▶ [What needs to be done]: Copy out every line of the records where the string "styles" occurs.

▶ [Extracted records]:
------------

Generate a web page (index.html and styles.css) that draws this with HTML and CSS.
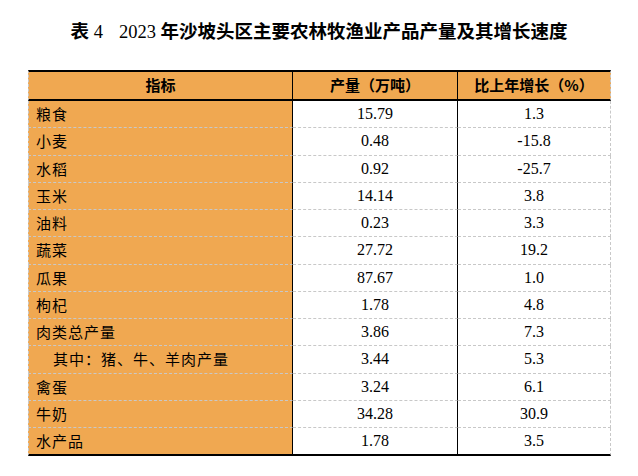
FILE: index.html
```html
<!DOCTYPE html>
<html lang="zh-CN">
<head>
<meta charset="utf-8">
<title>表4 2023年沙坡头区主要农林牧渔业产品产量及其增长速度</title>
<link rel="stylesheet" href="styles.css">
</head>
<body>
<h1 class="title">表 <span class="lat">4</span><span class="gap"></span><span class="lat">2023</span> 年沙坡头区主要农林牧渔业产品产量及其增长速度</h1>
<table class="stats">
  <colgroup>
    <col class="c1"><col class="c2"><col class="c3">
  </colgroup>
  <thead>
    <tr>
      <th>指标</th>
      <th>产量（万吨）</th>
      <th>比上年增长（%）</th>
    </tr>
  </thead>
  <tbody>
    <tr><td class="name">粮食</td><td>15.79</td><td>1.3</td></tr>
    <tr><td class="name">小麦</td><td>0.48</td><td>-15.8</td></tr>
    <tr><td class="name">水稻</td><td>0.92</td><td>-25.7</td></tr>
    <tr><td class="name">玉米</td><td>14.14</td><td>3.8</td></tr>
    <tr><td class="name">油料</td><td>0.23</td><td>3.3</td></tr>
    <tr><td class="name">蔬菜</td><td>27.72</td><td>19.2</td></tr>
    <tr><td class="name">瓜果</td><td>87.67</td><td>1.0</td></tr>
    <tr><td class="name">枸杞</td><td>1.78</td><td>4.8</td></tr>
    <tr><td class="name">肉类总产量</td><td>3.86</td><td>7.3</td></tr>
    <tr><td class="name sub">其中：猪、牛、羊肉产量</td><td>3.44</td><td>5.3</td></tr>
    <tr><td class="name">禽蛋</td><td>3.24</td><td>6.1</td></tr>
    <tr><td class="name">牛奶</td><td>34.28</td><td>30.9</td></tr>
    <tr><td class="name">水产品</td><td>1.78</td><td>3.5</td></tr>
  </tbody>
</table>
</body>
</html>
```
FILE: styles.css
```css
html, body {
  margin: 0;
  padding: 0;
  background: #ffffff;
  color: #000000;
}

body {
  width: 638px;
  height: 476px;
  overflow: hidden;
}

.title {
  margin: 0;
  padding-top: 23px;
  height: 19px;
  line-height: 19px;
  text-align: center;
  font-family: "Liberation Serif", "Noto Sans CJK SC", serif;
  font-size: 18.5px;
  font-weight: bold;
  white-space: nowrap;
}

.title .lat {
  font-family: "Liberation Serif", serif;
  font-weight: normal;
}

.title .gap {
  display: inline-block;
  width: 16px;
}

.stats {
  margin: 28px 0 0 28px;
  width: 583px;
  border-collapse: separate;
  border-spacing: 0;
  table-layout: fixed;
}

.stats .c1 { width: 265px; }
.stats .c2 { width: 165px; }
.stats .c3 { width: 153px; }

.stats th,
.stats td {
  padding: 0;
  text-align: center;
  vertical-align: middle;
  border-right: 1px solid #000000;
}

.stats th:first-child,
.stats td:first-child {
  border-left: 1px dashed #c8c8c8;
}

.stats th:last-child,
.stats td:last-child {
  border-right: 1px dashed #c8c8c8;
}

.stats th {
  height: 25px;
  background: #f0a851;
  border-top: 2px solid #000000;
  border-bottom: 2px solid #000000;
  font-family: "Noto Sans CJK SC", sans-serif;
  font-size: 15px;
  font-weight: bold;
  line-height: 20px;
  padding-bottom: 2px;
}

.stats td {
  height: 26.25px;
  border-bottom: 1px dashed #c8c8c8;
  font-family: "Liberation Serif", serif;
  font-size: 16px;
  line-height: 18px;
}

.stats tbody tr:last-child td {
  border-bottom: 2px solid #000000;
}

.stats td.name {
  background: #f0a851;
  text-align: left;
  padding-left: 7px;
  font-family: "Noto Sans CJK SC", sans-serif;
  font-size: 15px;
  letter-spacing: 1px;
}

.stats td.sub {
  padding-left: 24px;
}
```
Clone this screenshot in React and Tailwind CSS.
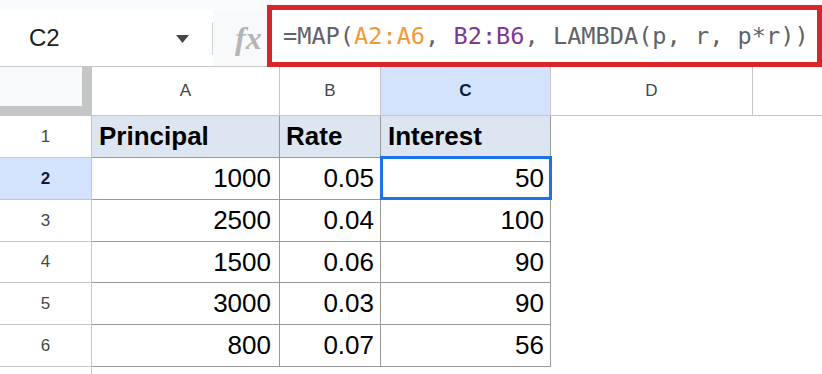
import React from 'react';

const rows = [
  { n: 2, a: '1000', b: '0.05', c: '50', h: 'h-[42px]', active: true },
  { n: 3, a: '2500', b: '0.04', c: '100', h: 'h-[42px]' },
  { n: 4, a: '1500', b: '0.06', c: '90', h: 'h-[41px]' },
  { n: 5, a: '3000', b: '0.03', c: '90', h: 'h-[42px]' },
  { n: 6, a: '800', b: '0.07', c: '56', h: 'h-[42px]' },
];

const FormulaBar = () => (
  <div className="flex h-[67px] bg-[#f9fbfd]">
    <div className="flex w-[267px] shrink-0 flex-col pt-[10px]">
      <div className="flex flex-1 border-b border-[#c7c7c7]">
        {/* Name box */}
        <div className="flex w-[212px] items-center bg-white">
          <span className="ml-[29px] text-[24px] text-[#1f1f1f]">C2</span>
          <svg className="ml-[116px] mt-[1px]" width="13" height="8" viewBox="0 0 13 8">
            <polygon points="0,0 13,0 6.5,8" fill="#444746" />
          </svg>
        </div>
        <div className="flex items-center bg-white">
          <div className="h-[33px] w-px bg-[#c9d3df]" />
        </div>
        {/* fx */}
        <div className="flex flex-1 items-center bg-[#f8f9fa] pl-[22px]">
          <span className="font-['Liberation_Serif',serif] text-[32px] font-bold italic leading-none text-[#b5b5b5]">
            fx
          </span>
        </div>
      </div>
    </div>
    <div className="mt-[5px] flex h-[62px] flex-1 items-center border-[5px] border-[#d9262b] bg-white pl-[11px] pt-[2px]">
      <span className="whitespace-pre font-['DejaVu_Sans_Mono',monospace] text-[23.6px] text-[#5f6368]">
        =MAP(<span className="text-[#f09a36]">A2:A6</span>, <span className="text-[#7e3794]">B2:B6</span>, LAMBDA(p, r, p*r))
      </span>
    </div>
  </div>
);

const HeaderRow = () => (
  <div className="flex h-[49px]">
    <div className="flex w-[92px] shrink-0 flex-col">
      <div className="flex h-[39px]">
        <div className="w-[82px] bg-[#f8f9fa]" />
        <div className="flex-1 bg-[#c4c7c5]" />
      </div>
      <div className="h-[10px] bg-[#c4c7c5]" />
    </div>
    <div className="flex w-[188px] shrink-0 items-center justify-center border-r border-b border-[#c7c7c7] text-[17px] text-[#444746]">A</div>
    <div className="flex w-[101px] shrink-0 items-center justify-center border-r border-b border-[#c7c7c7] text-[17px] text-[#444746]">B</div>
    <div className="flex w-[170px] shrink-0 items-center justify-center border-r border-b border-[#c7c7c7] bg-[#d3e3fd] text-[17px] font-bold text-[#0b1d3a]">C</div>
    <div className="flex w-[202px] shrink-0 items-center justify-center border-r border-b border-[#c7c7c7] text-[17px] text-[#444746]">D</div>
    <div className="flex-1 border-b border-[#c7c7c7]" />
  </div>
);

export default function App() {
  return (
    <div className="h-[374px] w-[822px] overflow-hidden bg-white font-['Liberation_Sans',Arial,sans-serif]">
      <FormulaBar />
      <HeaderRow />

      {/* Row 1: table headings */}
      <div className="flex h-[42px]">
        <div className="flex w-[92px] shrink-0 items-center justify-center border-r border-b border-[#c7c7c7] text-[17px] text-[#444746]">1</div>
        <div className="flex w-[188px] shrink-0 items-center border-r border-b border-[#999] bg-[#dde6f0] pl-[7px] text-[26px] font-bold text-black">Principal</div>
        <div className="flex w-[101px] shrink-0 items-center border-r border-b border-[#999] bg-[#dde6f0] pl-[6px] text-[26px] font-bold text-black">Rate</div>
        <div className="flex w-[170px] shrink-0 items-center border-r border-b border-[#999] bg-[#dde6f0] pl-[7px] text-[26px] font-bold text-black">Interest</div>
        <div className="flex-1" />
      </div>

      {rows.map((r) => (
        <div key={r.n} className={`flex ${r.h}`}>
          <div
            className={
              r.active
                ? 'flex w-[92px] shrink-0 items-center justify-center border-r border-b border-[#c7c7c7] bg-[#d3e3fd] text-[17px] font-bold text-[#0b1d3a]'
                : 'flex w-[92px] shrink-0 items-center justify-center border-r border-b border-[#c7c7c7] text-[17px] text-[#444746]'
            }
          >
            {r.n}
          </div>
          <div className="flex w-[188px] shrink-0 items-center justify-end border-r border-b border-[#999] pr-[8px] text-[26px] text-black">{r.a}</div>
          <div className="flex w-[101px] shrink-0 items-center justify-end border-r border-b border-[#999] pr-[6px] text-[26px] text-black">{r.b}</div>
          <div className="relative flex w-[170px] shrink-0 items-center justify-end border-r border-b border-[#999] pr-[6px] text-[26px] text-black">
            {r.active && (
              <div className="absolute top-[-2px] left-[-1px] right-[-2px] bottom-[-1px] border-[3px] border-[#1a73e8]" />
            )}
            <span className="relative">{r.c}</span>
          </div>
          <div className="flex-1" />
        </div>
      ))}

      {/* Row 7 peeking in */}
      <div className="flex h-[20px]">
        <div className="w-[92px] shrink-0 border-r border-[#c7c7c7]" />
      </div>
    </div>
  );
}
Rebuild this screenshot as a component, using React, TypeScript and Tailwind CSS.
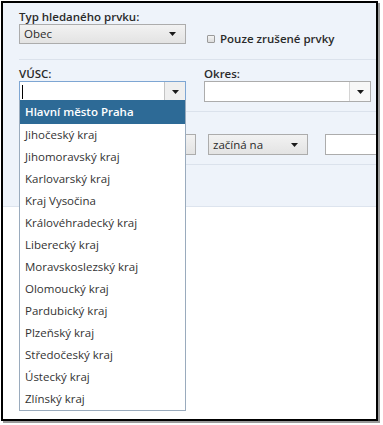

------------

▶ [Result of the exercise]:
Generate a web page (index.html and styles.css) that draws this with HTML and CSS.
<link rel="stylesheet" href="styles.css">
FILE: styles.css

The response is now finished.